Erstellt am 29. April 2019 von Mapambulo
Drahla
„Useless Coordinates“
(Captured Tracks)
Wenn die These stimmt, wonach der Zustand einer Gesellschaft daran zu bemessen ist, wie sehr die widerständige Musikszene eines Landes prosperiert und von welcher Qualität sie ist, dann geht es Großbritannien zurzeit wirklich schlecht (und Deutschland btw noch viel zu gut). Wie auch zuvor schon zu Zeiten von Thatcher und Major hält jede Woche mehrere verheißungsvolle und spannende Neuzugänge bereit, die Grime- und Rap-Szene floriert, Rock und Pop ebenso und selbst Nischen wie der Jazz werden plötzlich hell ausgeleuchtet. Nachdem die Liste ordnungsgemäß pöbelnder Punk- und Post-Punk-Kapellen fast täglich aktualisiert werden muß, machen mit Drahla auch die bislang etwas unterrepräsentierten Kunststudenten wieder lauter. Ohne dass man von dem Trio aus Leeds die Parallelen direkt bestätigt bekäme, sind Ähnlichkeiten zwischen ihrem Werdegang und dem der New Yorker No-Wave-Heroen Sonic Youth zu erkennen: Das betont gleichwertige Nebeneinander von zeitgenössischer, bildender Kunst und roher Musikgewalt („The art side of things is equally as important as the music“, Sängerin Luciel Brown im NME), der performative Ansatz ihrer Video- und Liveauftritte und die sorgfältige DIY-Auswahl grafischer Mittel bei der Gestaltung ihrer Veröffentlichungen – das alles rückt Drahla in die Nähe von Gordon, Moore und Co.

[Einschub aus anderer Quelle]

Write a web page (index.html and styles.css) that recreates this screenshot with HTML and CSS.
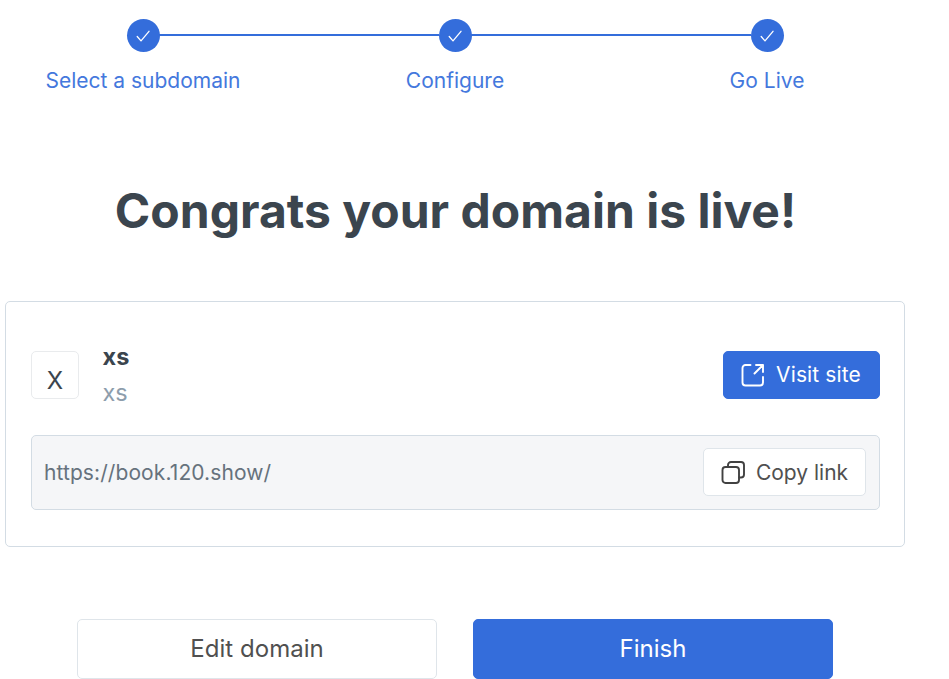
FILE: index.html
```html
<!DOCTYPE html>
<html lang="en">
<head>
<meta charset="utf-8">
<title>Domain setup</title>
<link rel="stylesheet" href="styles.css">
</head>
<body>
<main class="page">
  <ol class="steps">
    <li class="step"><span class="dot"><svg viewBox="0 0 16 16"><path d="M2.2 8.500 6 12.900 14 3.300"/></svg></span><span class="label">Select a subdomain</span></li>
    <li class="step"><span class="dot"><svg viewBox="0 0 16 16"><path d="M2.2 8.500 6 12.900 14 3.300"/></svg></span><span class="label">Configure</span></li>
    <li class="step"><span class="dot"><svg viewBox="0 0 16 16"><path d="M2.2 8.500 6 12.900 14 3.300"/></svg></span><span class="label">Go Live</span></li>
  </ol>
  <h1 class="title">Congrats your domain is live!</h1>
  <section class="card">
    <div class="site">
      <div class="avatar">X</div>
      <div class="info"><div class="name">xs</div><div class="sub">xs</div></div>
      <button class="btn primary visit"><svg viewBox="0 0 24 24"><path d="M9.500 2H4.500a3 3 0 0 0-3 3v14.500a3 3 0 0 0 3 3h14.500a3 3 0 0 0 3-3V14M15 2h7v7M22 2l-8.500 8.500"/></svg><span>Visit site</span></button>
    </div>
    <div class="link">
      <span class="url">https://book.120.show/</span>
      <button class="btn copy"><svg viewBox="0 0 24 24"><rect x="1.500" y="7" width="16.500" height="16" rx="3"/><path d="M7 7V5a3 3 0 0 1 3-3h10a3 3 0 0 1 3 3v9.500a3 3 0 0 1-3 3h-2"/></svg><span>Copy link</span></button>
    </div>
  </section>
  <div class="actions">
    <button class="btn large">Edit domain</button>
    <button class="btn large primary">Finish</button>
  </div>
</main>
</body>
</html>
```
FILE: styles.css
```css
* { box-sizing: border-box; }
html, body { margin: 0; height: 100%; overflow: hidden; background: #fff; }
body { font-family: Inter, sans-serif; color: #3b454e; }
.page { width: 900px; margin-left: 5px; padding-top: 19px; }
.steps { display: grid; grid-template-columns: repeat(3, 312px); margin: 0 0 0 -18px; padding: 0; list-style: none; }
.step { position: relative; display: flex; flex-direction: column; align-items: center; color: #4478dd; }
.step + .step::before { content: ""; position: absolute; top: 15px; left: -140px; width: 280px; height: 2px; background: #346ddb; }
.dot { width: 33px; height: 33px; border-radius: 50%; background: #346ddb; display: flex; align-items: center; justify-content: center; }
svg { fill: none; stroke: currentColor; stroke-width: 1.9; stroke-linecap: round; stroke-linejoin: round; flex: none; }
.dot svg { width: 16px; height: 16px; stroke: #fff; stroke-width: 1.3; }
.label { margin-top: 14px; font-size: 21px; line-height: 30px; white-space: nowrap; }
.title { margin: 85px 0 0; height: 60px; font-size: 48px; line-height: 60px; font-weight: 700; text-indent: 1px; text-align: center; white-space: nowrap; }
.card { margin-top: 60px; height: 246px; border: 1px solid #d3dce4; border-radius: 5px; padding: 38px 24px 0 25px; }
.site { display: flex; height: 70px; align-items: center; }
.avatar { width: 48px; height: 48px; border: 1px solid #e9ebed; border-radius: 5px; font-size: 24px; line-height: 58px; text-align: center; }
.info { margin-left: 23.5px; flex: 1; font-size: 23.5px; line-height: 36px; }
.name { font-weight: 700; }
.sub { color: #8d9dac; }
.btn { font: 400 21px/1 Inter, sans-serif; display: flex; align-items: center; justify-content: center; padding: 0; border: 1px solid #dfe5ea; border-radius: 5px; background: #fff; color: #505050; white-space: nowrap; }
.btn svg { width: 24px; height: 24px; margin-right: 11px; color: #414141; }
.primary { background: #346ddb; border-color: #346ddb; color: #fff; }
.visit { width: 157px; height: 48px; letter-spacing: .12px; }
.visit svg { color: #fff; margin-left: -1px; }
.visit span { padding-bottom: 2px; }
.link { margin-top: 25px; height: 75px; border: 1px solid #d3dce4; border-radius: 5px; background: #f5f6f8; display: flex; align-items: center; justify-content: space-between; padding: 0 13px 2px 12px; }
.url { font-size: 21px; letter-spacing: .09px; color: #66727d; padding-top: 2px; }
.copy { width: 163px; height: 48px; }
.copy span { padding-top: 2px; }
.actions { margin: 72px 0 0 72px; display: flex; gap: 36px; }
.large { width: 360px; height: 60px; font-size: 24px; letter-spacing: .05px; }
```
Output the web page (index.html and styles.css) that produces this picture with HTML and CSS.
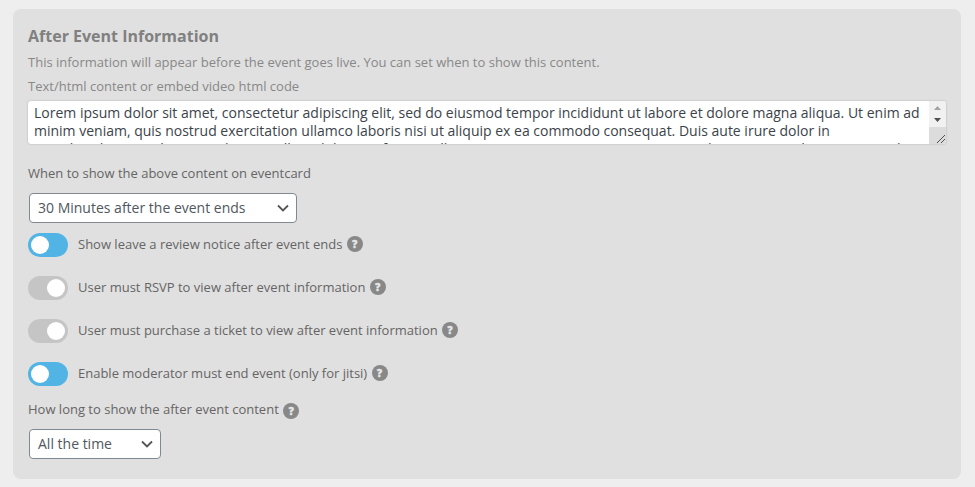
FILE: index.html
```html
<!DOCTYPE html>
<html lang="en">
<head>
<meta charset="UTF-8">
<meta name="viewport" content="width=device-width, initial-scale=1">
<title>After Event Information</title>
<link rel="stylesheet" href="styles.css">
</head>
<body>
<div class="panel">
  <h3>After Event Information</h3>
  <p class="desc">This information will appear before the event goes live. You can set when to show this content.</p>
  <p class="desc sub">Text/html content or embed video html code</p>

  <div class="textbox">
    <div class="text">Lorem ipsum dolor sit amet, consectetur adipiscing elit, sed do eiusmod tempor incididunt ut labore et dolore magna aliqua. Ut enim ad<br>minim veniam, quis nostrud exercitation ullamco laboris nisi ut aliquip ex ea commodo consequat. Duis aute irure dolor in<br>reprehenderit in voluptate velit esse cillum dolore eu fugiat nulla pariatur. Excepteur sint occaecat cupidatat non proident, sunt in culpa</div>
    <svg class="scroll" width="17" height="43" viewBox="0 0 17 43">
      <path fill="#f1f1f1" d="M0 0h17v26H0z"/>
      <path fill="#dcdcdc" d="M0 26h17v17H0z"/>
      <path fill="#a3a3a3" d="M5 9h7L8.500 5z"/>
      <path fill="#505050" d="M5 17h7l-3.500 4z"/>
      <path fill="none" stroke="#505050" d="M8 42l8-8M12 42l4-4"/>
    </svg>
  </div>

  <p class="label">When to show the above content on eventcard</p>
  <div class="select wide">
    <span>30 Minutes after the event ends</span>
    <svg width="12" height="8" viewBox="0 0 12 8"><path d="M1 1.500l5 5 5-5"/></svg>
  </div>

  <div class="row">
    <span class="toggle on"></span>
    <span class="name">Show leave a review notice after event ends <i class="help">?</i></span>
  </div>
  <div class="row">
    <span class="toggle"></span>
    <span class="name">User must RSVP to view after event information <i class="help">?</i></span>
  </div>
  <div class="row">
    <span class="toggle"></span>
    <span class="name">User must purchase a ticket to view after event information <i class="help">?</i></span>
  </div>
  <div class="row">
    <span class="toggle on"></span>
    <span class="name">Enable moderator must end event (only for jitsi) <i class="help">?</i></span>
  </div>

  <p class="label last">How long to show the after event content <i class="help">?</i></p>
  <div class="select">
    <span>All the time</span>
    <svg width="12" height="8" viewBox="0 0 12 8"><path d="M1 1.500l5 5 5-5"/></svg>
  </div>
</div>
</body>
</html>
```
FILE: styles.css
```css
* {
  box-sizing: border-box;
}
body {
  margin: 0;
  padding: 9px 14px 8px 13px;
  background: #eeeeee;
  font-family: "Open Sans", "Noto Sans", sans-serif;
  font-size: 13px;
  color: #656565;
}
.panel {
  height: 470px;
  padding: 15px 15px 0;
  background: #e0e0e0;
  border-radius: 8px;
}
h3 {
  margin: 0;
  font-size: 16px;
  line-height: 24px;
  color: #808080;
}
p {
  margin: 0;
}
.desc {
  margin-top: 2px;
  line-height: 24px;
  color: #888;
}
.sub {
  margin-top: 0;
}
.textbox {
  display: flex;
  height: 43px;
  margin-top: 3px;
  margin-bottom: 17px;
  background: #fff;
  border-radius: 3px;
  box-shadow: 0 0 2px rgba(0, 0, 0, 0.25);
  overflow: hidden;
}
.text {
  flex: 1;
  padding: 3px 0 0 6px;
  font-size: 14px;
  line-height: 18px;
  color: #3c434a;
  white-space: nowrap;
}
.scroll {
  flex: none;
}
.label {
  display: flex;
  align-items: center;
  height: 24px;
}
.select {
  display: flex;
  align-items: center;
  justify-content: space-between;
  width: 132px;
  height: 30px;
  margin: 8px 0 0 1px;
  padding: 0 7px 0 8px;
  background: #fff;
  border: 1px solid #7e8993;
  border-radius: 4px;
  font-size: 14px;
  color: #50575e;
}
.select span {
  margin-top: -1px;
}
.wide {
  width: 268px;
  margin-bottom: 10px;
}
.select path {
  fill: none;
  stroke: #555;
  stroke-width: 1.8;
}
.row {
  display: flex;
  align-items: center;
  height: 24px;
  margin-bottom: 19px;
}
.name {
  display: flex;
  align-items: center;
  margin-top: -2px;
}
.toggle {
  width: 40px;
  height: 24px;
  margin-right: 10px;
  padding: 3px;
  background: #c5c5c5;
  border-radius: 12px;
}
.toggle::before {
  content: "";
  display: block;
  width: 18px;
  height: 18px;
  margin-left: auto;
  background: #fff;
  border-radius: 50%;
}
.toggle.on {
  background: #52b4e4;
}
.toggle.on::before {
  margin-left: 0;
}
.help {
  width: 16px;
  height: 16px;
  margin-left: 4.400px;
  background: #888;
  border-radius: 50%;
  color: #e8e8e8;
  font-size: 10px;
  font-style: normal;
  font-weight: 800;
  line-height: 16px;
  text-align: center;
  -webkit-text-stroke: 0.4px #e8e8e8;
}
.last {
  margin-top: -8px;
}
.last .help {
  margin-top: 3px;
}
```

Hinzu kommen Ähnlichkeiten bei Stuktur und Sound, auch Drahla favorisieren das Sperrige, Ursprüngliche, auch sie schicken mit Vorliebe repetitive, messerscharfe Gitarrenriffs, atemlos hetzende Sprachbilder und sich stetig überlagernde Noiseattacken in die Runde, gut ist, was laut, schief, unerwartet klingt und somit gegen die gängigen Normen von Wohlklang, Akkordabfolge und Songaufbau arbeitet. Ihr Video zu „Stimulus For Living“ darf dabei als passende Einführung in das Werk gelten – Interviewsequenzen zwecks Ideen-Proklamation, Zerstörung, Dekonstruktion, dadaistische Wortspiele („ideological/rhythm/norm“), in der Verwirrung liegen Reiz, Anziehungskraft und Schönheit. „I think it’s better not to put a genre on something if possible“, meint Brown im NME dazu und weiter: „We’re pretty loud and abrasive, and we try not to stop“. Zehn Mal klirrt es also kalt und kaputt auf „Useless Coordinates“ und neben Mike Ainsley’s treibendem Schlagzeug und Bassist Rob Riggs fast in jedem Song mit dabei ist Chris Duffin am Saxophon.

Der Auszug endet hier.